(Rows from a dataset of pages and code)

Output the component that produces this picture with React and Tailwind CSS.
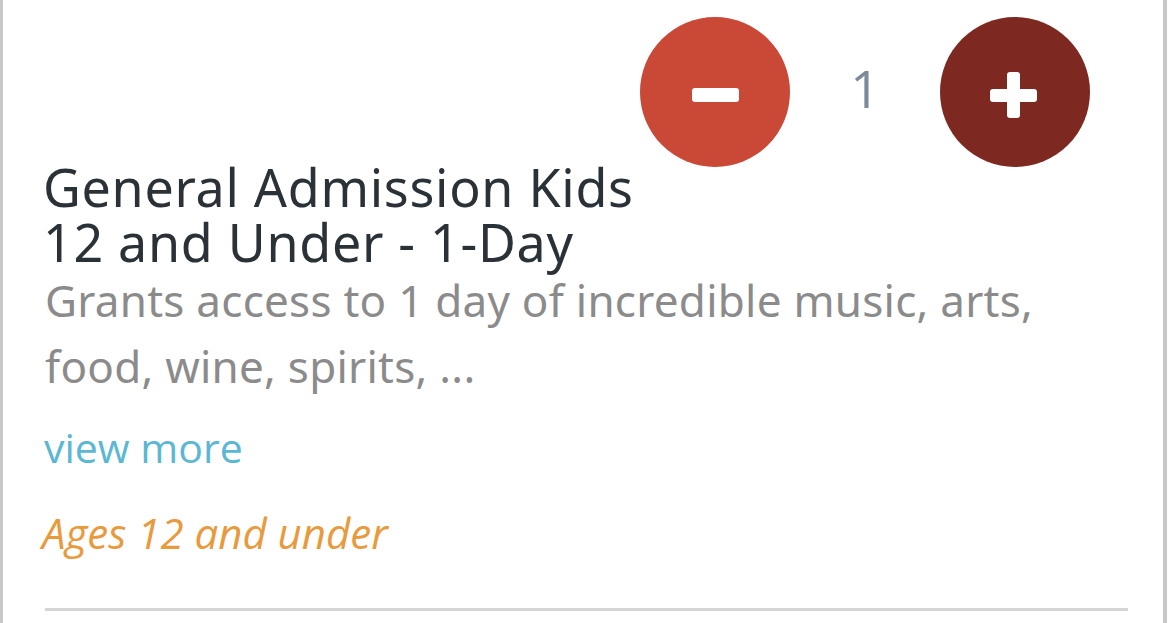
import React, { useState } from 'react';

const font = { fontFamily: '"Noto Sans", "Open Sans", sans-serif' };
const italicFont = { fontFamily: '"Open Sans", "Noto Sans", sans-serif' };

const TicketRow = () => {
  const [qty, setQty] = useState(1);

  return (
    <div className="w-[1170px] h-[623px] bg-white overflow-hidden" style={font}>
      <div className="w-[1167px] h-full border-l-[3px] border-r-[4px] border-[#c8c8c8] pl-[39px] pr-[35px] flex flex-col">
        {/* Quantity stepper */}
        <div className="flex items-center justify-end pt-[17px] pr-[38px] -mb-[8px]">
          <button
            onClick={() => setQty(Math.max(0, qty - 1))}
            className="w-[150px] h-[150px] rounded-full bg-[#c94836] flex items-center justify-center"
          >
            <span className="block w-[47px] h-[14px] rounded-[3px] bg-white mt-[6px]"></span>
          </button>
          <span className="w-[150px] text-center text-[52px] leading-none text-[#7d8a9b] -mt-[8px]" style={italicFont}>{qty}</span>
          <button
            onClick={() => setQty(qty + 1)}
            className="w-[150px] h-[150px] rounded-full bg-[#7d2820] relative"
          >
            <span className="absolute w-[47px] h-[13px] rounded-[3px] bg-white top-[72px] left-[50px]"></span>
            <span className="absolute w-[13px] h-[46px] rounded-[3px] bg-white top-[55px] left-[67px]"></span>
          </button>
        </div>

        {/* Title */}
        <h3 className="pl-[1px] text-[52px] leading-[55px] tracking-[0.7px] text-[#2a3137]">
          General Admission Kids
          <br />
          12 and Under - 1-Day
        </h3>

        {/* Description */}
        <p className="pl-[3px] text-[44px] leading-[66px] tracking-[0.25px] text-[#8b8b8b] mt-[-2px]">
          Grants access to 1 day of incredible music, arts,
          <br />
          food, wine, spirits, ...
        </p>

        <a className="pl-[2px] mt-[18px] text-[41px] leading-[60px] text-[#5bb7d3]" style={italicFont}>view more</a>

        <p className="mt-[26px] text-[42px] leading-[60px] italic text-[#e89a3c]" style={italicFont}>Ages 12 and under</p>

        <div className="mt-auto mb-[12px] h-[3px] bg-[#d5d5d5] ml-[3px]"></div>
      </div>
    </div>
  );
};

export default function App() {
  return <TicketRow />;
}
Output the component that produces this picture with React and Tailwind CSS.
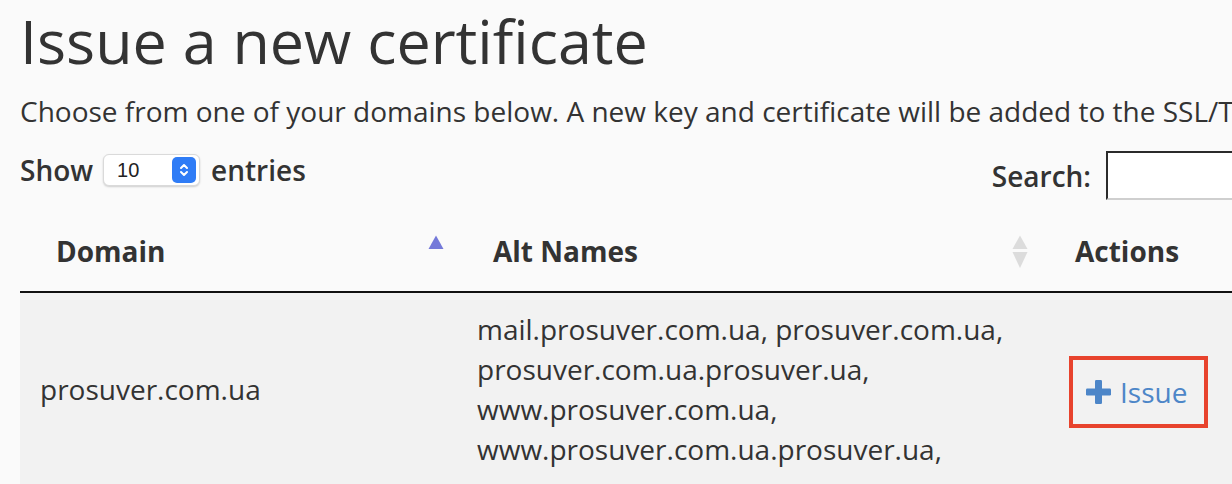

EXERCISE PROMPT ▸ Repeat only the lines between the top of the entries above and the line containing "const [qty, setQty] = useState(1);", both ends included, without the pictures.

PROBLEM SOLUTION ▸
Output the component that produces this picture with React and Tailwind CSS.
import React, { useState } from 'react';

const font = { fontFamily: '"Noto Sans", "Open Sans", sans-serif' };
const italicFont = { fontFamily: '"Open Sans", "Noto Sans", sans-serif' };

const TicketRow = () => {
  const [qty, setQty] = useState(1);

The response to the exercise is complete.